Assim se antes haviam mitos de espíritos musicais quase reservados e determinados grupos étnicos ou até de um certo país, com as migrações de culturas, pessoas e até informação, já nada tem um ponto geográfico certo de existência, sabemos apenas da sua existência no mundo. Há antes um lugar estético a unir pessoas militantes da mesma paixão. O “krautrock” à luz dos Can e Neu!, foi revisto na Alemanha, ou antes na Escócia com uma camuflagem japonesa? O “r’n’b” de Chicago, ainda terá lugar no Século XXI? O “funk” de árvores assentes em Detroit e raízes a espalharem-se de forma imperceptível pelos Estados Unidos, não poderá ter perdido folhas pelo mundo, e partir daí novas plantas nascerem em Inglaterra, em Espanha, ou até no Japão? Será possível a um país sujeito a abalos sísmicos, sobreviver a réplicas intensas, precisas, concisas mas fortes o suficiente para expressarem um corpo em simbiose com a alma? E aquela música cujas origens remontam a uma Praça de Nova Orleães, retornando a África para gerar essa potência rítmica enorme à qual os músculos do corpo e alma não conseguem ficar indiferentes, explodindo de alegria mesmo quando a mensagem é satírica e expressão de dor, só existirá em na Nigéria ou no Ghana?

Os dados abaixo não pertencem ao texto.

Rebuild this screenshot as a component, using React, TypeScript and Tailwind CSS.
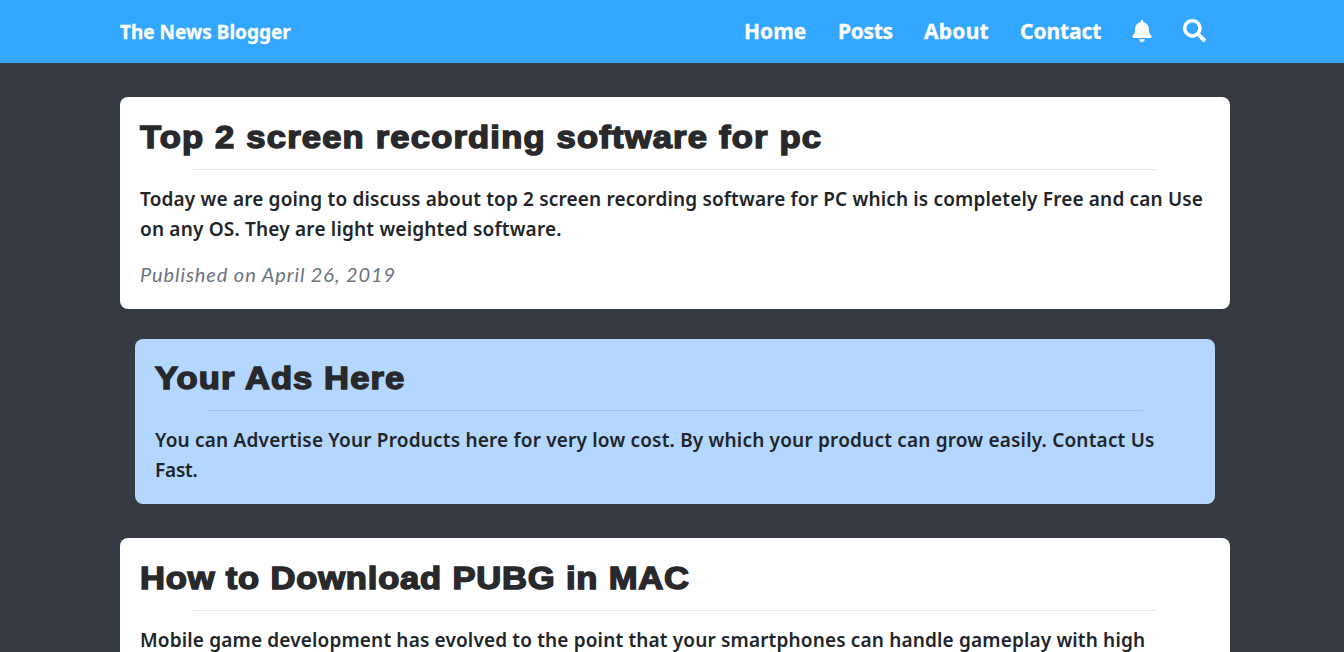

As respostas às perguntas são de que agora é possível definir à luz da história, a localização da raiz mas não da produção. O afro-funk de matriz Fela Kuti, pode ser encontrado na Holanda. Os AIFF centram a sua actividade rítmica na Nigéria, mas a sua espiritualidade no encontro da Jamaica com a terra prometida, África, ao intitularem o seu álbum Afro Soul System. Osaka Monaurail, reclamando o mito da perfeição tecnológica japonesa, fizeram um “sacanning” ao funk tenso e minimal de James Brown, mas adicionaram-lhe a paixão de quem gosta de filmes “blaxpoitation” e, sobretudo, foi capaz de traduzir o sonho de um dia ter assistido a uma sessão de gravação de James Brown ficando extasiado com o delírio vivido por músicos de excepção. Os Hot 8 Brass Band, tentaram de uma forma simples construírem com a música, uma máquina do tempo, levando-nos para Jackson Square em Nova Orlães, onde os negros viviam uma intrínseca alegria rítmica. Finalmente, de LA, os Orgone sintetizam a música até aqui explorada: o tambor de África, o desejo de expressão de liberdade através do ritmo – que afinal “this nor a fashion this is not a trend”-, a fusão jamaicana que resultou no raggae, e a raiz do ritmo plantada no imenso quintal do continente Norte-Americano, onde cresceu em Detroit, Chicago, Memphis, S.Francisco ou Filadélfia e cuja rega espalhou-se para as Caraíbas, e depois para o mundo, fazendo crescer as plantas da alma, por aí.

Diz-se que o bater de uma asa de uma borboleta em Pequim, pode provocar um terramoto na Bolsa de Nova Iorque, mas uma semente transportada nos Séculos da escravatura originou uma música, hoje traduzida à escala global, e que deveria ser intitulada, sim de World Music. Para bem da paixão.